[A run of records]
BEGIN

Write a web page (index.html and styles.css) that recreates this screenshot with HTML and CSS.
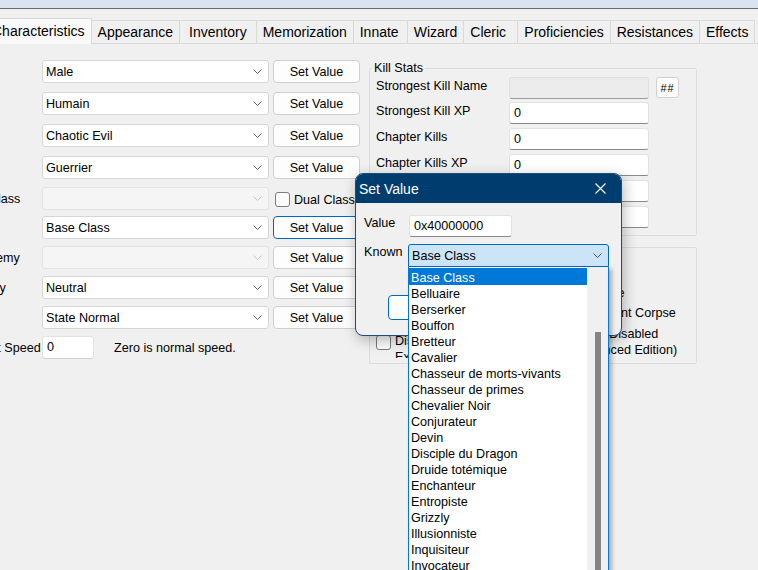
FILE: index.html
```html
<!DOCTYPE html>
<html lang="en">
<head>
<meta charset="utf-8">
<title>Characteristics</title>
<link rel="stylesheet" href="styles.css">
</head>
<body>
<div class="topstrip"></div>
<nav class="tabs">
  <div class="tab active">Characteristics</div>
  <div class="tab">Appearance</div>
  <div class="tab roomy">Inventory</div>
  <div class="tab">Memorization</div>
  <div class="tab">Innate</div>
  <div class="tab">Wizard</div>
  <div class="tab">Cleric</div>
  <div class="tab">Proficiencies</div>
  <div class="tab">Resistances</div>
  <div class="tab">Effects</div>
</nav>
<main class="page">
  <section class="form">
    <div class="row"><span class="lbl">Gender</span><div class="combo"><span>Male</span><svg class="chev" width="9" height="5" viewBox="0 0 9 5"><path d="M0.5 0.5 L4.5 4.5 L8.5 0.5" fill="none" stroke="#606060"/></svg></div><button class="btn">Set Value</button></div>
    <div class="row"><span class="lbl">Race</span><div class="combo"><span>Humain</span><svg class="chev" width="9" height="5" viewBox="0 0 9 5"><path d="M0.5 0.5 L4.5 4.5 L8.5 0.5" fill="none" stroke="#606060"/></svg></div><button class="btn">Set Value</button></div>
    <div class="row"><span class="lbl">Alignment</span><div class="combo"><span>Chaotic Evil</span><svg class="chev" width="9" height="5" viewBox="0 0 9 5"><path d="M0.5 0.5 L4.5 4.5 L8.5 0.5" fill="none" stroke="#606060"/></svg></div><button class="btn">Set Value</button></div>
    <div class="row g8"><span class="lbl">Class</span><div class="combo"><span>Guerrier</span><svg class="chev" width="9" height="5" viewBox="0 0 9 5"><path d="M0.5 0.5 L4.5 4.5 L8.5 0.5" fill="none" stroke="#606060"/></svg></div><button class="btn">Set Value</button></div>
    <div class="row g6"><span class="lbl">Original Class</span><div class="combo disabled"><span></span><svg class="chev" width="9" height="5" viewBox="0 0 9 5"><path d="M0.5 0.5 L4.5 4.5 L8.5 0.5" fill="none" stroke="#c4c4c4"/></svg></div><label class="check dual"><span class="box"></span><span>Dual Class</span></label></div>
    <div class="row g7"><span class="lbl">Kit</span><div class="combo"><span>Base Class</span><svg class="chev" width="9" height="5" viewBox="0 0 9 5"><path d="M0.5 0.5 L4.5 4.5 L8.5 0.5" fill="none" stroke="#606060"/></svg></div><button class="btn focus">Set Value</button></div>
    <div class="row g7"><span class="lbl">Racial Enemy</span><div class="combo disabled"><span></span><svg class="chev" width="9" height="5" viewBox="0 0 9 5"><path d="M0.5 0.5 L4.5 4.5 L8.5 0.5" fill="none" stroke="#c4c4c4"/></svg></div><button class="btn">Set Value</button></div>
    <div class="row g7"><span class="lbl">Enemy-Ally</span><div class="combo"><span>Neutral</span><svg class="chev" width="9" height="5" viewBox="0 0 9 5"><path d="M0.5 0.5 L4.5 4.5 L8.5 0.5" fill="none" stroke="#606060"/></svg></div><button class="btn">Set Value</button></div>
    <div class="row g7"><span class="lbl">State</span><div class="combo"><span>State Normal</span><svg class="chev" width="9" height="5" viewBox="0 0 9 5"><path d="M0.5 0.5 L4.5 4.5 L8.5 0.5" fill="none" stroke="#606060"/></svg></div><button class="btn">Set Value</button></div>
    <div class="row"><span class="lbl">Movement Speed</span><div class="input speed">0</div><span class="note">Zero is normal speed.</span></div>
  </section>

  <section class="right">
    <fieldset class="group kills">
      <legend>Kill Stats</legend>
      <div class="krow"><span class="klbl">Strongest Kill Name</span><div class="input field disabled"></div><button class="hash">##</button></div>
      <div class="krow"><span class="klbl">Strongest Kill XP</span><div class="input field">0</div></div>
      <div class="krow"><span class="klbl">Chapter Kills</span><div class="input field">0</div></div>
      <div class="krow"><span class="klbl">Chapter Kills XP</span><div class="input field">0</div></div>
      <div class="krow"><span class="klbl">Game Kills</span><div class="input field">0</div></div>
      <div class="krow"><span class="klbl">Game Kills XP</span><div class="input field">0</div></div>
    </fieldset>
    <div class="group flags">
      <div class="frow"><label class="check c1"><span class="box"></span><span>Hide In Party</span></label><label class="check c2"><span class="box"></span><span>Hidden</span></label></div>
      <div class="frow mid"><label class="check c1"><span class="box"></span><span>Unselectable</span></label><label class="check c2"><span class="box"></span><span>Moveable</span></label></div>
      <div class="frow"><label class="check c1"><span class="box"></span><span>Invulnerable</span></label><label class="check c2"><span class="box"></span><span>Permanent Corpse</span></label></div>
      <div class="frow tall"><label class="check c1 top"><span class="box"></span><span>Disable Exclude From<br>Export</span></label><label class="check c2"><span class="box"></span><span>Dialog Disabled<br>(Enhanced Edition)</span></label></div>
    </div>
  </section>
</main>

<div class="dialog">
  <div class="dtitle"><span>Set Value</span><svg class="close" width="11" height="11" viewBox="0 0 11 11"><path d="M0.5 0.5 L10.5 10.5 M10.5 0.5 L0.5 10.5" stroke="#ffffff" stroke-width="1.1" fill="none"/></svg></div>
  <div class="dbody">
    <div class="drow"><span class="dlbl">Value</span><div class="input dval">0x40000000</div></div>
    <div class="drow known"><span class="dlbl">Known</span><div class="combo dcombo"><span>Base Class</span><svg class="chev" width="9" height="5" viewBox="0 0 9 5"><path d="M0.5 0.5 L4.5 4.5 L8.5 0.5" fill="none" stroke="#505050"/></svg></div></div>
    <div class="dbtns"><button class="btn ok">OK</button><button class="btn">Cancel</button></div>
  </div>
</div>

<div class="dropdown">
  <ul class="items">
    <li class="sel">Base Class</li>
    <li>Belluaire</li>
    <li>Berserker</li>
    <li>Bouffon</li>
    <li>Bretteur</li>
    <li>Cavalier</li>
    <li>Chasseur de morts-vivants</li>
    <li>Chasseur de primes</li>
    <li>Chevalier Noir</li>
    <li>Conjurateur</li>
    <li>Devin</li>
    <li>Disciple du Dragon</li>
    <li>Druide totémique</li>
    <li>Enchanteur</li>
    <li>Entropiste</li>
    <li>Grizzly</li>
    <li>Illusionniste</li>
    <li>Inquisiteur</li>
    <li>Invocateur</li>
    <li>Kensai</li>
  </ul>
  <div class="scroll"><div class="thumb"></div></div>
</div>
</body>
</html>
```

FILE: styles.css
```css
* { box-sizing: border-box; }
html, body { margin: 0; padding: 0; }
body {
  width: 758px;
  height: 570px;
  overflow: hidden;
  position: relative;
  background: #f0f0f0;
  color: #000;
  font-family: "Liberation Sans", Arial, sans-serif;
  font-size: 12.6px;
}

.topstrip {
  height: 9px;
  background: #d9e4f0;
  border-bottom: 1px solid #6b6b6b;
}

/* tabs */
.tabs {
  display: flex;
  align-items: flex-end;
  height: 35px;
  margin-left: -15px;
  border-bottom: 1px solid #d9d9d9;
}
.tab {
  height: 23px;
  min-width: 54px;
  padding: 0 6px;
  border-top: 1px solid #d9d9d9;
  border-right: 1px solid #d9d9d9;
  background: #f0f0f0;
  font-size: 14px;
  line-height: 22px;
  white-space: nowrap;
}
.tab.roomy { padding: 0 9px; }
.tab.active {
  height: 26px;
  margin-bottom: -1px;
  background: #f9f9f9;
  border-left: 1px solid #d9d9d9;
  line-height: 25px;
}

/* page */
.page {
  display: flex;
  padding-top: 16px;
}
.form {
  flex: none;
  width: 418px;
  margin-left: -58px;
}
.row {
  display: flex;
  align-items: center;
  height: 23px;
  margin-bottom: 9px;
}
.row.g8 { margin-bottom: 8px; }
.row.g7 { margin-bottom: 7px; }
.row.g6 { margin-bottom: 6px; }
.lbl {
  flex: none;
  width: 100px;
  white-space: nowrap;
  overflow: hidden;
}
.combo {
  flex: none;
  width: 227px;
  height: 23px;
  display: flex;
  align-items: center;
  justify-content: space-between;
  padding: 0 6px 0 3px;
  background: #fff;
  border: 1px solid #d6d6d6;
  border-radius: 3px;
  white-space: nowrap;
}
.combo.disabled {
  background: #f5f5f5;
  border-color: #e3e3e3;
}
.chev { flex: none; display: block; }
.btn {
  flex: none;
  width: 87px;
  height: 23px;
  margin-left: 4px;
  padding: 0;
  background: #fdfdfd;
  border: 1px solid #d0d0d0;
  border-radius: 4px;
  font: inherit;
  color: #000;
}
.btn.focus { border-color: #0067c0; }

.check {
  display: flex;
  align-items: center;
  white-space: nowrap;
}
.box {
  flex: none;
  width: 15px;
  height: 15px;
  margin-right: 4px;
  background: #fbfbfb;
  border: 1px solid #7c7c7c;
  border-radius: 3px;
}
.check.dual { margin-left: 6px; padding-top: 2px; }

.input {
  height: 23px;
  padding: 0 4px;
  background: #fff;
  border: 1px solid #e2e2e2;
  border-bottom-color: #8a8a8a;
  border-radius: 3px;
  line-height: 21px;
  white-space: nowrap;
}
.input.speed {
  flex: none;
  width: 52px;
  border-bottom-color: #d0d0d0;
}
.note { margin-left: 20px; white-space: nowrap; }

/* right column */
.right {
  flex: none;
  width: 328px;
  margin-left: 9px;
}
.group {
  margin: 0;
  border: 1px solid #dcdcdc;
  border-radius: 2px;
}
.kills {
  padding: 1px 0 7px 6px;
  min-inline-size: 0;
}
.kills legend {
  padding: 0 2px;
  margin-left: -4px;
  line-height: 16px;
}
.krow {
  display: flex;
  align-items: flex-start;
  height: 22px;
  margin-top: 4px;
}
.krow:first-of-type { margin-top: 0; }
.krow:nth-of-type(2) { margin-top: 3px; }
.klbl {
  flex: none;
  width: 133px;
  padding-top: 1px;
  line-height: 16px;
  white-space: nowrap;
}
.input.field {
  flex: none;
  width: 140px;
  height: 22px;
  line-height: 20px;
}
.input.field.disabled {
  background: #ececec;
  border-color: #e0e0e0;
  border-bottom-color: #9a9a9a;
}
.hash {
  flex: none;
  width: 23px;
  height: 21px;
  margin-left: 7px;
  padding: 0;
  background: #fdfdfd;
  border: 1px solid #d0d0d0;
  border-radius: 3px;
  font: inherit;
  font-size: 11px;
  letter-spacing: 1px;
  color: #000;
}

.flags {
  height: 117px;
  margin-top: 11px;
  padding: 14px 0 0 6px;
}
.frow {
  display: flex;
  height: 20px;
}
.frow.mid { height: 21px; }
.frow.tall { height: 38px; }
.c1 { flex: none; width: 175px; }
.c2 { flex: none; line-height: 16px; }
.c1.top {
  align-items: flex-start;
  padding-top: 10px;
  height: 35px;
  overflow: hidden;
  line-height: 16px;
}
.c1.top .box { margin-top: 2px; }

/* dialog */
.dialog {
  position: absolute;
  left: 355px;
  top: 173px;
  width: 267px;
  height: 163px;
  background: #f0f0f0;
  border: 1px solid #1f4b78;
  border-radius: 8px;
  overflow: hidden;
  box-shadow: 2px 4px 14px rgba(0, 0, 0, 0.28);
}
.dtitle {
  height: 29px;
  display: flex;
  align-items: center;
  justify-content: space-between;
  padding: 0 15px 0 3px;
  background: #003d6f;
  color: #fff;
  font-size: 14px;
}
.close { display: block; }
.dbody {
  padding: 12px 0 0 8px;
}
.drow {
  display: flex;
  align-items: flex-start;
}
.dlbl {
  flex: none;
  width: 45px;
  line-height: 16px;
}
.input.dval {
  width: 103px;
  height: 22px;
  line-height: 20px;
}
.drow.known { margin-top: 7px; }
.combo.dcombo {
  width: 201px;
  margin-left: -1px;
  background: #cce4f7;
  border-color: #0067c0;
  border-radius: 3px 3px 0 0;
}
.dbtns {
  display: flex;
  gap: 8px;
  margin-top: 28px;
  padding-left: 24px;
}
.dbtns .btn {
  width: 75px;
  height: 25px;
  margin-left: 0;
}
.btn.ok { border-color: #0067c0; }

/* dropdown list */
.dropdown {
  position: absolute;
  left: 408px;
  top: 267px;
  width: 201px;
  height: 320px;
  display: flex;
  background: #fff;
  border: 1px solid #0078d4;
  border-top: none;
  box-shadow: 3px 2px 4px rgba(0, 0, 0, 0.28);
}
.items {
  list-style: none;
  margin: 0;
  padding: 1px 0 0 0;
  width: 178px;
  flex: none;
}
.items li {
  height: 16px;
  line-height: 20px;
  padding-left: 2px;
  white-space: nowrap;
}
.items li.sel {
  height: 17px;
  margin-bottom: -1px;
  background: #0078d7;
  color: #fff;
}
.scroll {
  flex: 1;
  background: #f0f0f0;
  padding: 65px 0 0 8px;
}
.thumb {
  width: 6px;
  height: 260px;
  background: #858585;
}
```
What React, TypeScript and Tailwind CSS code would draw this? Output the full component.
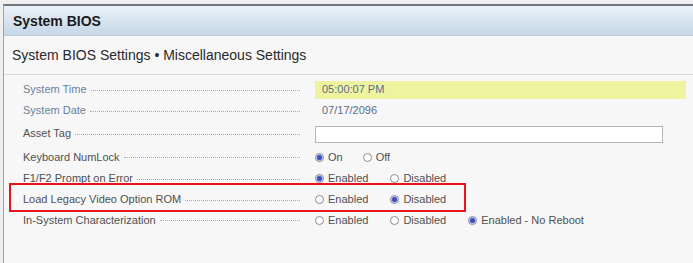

END

# [Task to complete]
Work through the records line by line and tally those holding "styles". Reply with the number alone.

# [Solution to this problem]
3